RECORDS TO USE:

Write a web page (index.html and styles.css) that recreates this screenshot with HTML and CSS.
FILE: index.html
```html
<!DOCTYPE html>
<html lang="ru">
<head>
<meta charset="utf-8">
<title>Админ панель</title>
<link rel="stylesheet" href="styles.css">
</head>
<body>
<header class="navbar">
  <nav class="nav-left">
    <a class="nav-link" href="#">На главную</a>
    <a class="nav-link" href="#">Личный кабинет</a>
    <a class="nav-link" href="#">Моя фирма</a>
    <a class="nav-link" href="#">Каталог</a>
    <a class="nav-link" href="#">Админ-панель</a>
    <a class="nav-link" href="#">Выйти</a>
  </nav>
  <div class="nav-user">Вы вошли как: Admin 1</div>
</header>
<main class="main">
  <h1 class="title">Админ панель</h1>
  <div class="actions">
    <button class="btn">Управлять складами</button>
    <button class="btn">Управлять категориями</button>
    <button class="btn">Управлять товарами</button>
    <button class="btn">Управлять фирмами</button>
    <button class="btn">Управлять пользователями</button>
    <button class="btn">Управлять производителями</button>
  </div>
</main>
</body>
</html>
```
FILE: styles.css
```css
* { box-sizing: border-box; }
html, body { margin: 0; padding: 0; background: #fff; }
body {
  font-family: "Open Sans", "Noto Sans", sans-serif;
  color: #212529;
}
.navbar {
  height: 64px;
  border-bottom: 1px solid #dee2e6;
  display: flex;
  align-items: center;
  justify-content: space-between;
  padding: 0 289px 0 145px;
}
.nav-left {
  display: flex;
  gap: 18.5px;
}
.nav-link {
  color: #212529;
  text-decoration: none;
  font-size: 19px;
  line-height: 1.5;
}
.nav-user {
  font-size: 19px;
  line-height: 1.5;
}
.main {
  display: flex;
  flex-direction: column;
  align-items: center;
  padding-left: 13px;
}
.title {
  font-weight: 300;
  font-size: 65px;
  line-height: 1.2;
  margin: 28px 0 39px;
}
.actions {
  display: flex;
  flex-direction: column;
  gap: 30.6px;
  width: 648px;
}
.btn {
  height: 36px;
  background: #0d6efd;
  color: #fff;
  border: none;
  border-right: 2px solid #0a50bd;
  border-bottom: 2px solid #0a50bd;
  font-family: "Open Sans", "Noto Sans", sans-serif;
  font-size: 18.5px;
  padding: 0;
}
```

...

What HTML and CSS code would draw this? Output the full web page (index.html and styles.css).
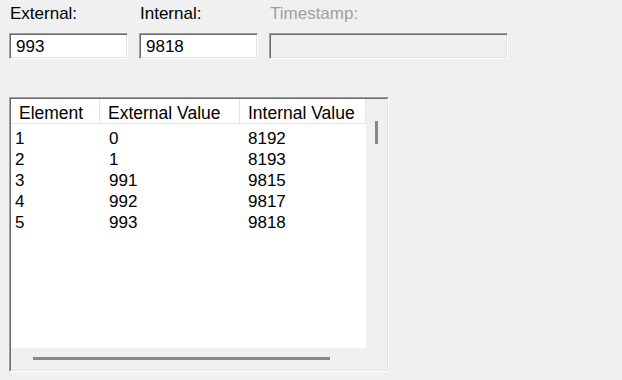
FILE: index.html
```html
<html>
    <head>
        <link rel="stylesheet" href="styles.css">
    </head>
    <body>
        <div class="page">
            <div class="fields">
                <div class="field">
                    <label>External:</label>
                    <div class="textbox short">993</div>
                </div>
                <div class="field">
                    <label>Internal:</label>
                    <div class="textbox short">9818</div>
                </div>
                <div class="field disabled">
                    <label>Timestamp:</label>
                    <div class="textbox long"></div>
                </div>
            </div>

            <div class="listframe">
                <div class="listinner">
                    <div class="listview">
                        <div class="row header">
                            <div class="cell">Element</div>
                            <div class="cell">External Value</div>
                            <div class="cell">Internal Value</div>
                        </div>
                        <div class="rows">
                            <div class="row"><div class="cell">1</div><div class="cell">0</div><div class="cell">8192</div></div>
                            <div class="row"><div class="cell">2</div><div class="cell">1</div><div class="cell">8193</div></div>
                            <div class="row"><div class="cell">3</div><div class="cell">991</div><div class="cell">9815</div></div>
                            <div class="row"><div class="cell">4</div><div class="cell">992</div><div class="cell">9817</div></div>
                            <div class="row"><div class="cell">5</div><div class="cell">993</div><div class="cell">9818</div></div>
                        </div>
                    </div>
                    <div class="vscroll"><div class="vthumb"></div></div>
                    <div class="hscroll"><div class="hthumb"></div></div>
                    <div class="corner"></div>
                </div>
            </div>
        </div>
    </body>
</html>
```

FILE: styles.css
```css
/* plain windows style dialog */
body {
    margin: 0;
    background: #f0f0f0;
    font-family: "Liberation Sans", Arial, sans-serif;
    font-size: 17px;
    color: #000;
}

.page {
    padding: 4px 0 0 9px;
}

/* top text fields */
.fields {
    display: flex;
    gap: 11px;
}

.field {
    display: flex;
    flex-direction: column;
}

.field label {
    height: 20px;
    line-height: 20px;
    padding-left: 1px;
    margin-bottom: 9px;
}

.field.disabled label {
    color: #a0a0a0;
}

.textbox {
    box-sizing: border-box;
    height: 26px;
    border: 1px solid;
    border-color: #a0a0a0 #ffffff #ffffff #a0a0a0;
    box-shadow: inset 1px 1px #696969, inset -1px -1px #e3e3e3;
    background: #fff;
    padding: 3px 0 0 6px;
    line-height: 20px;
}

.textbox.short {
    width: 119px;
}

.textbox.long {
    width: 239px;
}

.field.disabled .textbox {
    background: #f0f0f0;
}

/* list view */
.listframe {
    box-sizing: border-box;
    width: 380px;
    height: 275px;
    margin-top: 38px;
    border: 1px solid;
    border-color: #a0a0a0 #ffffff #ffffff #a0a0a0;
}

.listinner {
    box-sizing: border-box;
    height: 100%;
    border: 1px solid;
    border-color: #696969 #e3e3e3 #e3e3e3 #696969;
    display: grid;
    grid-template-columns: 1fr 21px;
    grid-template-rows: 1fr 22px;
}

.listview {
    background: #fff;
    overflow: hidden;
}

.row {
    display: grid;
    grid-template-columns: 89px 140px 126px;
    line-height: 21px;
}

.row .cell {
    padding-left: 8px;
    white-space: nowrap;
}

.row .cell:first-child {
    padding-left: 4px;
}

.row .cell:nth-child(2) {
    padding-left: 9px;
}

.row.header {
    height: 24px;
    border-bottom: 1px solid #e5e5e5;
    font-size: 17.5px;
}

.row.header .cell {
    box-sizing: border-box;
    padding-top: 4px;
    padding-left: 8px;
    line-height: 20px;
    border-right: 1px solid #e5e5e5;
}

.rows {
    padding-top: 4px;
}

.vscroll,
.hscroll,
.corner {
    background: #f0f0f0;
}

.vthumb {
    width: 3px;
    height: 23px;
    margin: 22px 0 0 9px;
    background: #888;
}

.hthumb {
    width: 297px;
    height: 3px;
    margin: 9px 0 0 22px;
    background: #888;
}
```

---

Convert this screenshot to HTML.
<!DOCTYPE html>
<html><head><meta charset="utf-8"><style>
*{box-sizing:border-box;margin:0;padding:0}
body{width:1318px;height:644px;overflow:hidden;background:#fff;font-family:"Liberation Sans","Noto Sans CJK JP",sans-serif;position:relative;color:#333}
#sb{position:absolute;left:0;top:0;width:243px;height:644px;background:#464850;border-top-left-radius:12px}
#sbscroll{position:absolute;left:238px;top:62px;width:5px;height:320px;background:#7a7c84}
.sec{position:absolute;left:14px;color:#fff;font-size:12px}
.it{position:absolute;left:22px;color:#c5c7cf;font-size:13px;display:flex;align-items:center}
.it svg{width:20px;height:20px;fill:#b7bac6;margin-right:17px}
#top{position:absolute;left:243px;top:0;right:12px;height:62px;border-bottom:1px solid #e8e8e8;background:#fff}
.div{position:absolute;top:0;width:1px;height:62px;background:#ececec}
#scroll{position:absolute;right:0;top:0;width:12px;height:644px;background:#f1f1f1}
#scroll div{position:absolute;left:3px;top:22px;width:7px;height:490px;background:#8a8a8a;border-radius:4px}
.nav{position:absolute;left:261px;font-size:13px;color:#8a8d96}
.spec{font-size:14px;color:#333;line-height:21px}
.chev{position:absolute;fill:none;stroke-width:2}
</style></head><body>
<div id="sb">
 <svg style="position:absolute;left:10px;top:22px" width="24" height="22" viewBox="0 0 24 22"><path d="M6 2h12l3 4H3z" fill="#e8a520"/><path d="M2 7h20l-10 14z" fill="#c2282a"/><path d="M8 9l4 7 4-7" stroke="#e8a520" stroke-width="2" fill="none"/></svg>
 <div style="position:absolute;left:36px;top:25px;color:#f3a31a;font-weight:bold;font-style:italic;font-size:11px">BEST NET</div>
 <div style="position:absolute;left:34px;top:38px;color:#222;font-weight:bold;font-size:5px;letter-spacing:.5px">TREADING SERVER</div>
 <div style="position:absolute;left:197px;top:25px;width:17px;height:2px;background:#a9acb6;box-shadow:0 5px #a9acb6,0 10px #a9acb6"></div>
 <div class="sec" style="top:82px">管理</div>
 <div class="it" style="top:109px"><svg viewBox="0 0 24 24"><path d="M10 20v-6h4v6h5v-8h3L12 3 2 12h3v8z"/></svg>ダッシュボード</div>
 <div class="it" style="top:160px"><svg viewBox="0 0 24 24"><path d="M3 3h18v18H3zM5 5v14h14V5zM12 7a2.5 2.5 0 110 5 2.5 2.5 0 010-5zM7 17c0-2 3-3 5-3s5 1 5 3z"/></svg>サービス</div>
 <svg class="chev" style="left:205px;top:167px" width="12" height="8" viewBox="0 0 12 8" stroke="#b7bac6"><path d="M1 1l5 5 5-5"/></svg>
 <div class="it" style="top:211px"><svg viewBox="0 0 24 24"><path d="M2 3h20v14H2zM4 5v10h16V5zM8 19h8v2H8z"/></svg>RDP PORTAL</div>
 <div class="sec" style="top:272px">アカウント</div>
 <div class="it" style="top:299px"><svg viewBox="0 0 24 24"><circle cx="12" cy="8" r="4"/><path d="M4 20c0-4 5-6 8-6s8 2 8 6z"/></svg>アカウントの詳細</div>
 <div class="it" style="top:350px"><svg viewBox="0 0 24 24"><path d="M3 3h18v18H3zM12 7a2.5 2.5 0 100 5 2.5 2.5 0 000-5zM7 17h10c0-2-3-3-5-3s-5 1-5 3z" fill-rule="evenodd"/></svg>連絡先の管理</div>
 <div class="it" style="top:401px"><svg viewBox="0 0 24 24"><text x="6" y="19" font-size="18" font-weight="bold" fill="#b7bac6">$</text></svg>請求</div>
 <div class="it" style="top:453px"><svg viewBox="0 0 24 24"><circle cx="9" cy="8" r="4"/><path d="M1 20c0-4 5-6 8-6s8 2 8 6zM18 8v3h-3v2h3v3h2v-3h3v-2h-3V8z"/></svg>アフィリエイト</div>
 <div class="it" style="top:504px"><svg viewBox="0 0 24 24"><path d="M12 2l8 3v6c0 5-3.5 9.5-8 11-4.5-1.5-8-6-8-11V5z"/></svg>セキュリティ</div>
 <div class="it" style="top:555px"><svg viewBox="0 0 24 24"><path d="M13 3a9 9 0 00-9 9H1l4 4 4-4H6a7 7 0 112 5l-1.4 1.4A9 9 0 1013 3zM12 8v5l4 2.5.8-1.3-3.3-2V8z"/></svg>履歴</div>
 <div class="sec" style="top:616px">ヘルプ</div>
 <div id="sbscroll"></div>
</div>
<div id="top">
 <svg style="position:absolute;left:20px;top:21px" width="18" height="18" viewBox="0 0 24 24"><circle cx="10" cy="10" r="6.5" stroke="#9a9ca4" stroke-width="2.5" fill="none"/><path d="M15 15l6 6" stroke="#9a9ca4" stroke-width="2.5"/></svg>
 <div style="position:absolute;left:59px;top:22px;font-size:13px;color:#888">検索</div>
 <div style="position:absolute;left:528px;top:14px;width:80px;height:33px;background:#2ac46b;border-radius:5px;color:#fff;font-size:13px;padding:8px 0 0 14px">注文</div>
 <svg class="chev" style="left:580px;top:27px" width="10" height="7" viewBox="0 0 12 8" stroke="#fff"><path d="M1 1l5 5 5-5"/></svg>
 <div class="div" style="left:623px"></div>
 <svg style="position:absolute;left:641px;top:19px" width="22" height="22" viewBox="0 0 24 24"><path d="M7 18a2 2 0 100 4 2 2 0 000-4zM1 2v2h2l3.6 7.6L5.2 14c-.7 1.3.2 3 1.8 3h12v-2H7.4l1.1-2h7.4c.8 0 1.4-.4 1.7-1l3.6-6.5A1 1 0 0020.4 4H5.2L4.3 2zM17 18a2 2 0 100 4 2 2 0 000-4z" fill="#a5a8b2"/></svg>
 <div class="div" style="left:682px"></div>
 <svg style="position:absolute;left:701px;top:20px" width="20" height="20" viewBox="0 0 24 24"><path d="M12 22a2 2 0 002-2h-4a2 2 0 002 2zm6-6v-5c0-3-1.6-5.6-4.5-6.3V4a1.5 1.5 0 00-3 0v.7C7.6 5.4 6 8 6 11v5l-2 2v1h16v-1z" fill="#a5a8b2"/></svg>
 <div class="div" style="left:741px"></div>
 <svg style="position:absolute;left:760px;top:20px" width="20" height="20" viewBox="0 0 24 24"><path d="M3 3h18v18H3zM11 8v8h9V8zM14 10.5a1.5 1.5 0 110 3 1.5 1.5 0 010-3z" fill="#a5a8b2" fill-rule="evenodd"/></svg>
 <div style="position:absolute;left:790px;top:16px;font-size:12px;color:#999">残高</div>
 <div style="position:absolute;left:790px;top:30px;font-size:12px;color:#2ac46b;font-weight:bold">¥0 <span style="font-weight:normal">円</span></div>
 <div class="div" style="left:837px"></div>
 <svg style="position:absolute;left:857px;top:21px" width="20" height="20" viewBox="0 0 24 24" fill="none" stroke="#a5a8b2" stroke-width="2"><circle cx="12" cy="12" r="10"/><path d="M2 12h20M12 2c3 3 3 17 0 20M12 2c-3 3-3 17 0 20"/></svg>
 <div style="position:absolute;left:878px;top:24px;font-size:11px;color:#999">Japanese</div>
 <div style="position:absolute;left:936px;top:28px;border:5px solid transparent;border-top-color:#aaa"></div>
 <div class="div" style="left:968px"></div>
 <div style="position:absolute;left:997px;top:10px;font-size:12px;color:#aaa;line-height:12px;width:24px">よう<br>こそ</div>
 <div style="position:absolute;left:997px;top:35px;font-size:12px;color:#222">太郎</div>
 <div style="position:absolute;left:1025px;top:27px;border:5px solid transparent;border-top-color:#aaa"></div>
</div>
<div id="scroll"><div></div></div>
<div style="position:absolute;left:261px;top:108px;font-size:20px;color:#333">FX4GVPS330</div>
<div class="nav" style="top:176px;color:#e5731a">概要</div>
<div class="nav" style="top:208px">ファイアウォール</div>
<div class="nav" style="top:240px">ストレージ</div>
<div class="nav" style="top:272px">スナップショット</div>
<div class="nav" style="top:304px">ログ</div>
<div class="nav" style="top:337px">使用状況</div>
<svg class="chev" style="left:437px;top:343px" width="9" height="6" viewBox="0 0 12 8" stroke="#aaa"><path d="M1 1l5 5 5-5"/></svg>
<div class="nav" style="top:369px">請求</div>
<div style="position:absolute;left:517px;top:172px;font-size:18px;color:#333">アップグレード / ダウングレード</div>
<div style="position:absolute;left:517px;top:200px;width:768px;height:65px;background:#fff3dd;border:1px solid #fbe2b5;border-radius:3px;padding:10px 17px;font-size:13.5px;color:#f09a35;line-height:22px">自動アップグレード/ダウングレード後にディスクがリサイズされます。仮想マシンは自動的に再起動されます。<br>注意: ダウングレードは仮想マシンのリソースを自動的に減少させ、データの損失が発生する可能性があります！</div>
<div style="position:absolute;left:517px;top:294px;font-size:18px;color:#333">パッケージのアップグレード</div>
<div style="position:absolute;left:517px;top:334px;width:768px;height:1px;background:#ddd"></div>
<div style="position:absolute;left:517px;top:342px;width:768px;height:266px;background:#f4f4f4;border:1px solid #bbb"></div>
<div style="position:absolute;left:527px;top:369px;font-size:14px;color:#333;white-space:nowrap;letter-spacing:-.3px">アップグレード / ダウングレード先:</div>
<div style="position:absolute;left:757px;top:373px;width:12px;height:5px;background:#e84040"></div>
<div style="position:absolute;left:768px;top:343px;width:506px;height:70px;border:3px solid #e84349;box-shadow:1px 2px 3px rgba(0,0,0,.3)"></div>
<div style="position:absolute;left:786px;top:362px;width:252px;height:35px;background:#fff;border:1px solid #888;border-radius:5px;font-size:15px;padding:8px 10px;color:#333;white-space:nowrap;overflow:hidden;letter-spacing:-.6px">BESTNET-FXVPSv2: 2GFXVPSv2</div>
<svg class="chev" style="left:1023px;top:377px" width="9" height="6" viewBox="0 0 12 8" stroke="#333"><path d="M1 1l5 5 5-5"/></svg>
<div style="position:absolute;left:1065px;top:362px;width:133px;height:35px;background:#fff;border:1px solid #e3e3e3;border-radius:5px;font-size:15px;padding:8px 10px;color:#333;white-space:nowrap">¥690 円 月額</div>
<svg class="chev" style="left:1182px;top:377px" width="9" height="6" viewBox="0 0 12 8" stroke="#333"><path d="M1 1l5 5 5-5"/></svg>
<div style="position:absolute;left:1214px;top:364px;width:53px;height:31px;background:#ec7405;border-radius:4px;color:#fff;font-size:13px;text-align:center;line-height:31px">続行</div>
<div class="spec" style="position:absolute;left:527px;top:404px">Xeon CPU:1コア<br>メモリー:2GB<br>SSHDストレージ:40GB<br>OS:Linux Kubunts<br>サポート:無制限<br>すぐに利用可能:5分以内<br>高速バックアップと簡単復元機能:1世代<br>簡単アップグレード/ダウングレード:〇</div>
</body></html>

GIVEN REQUEST: Pick out the lines that have the word "this". Copy them all.

FULL OUTPUT:
Write a web page (index.html and styles.css) that recreates this screenshot with HTML and CSS.
What HTML and CSS code would draw this? Output the full web page (index.html and styles.css).
Convert this screenshot to HTML.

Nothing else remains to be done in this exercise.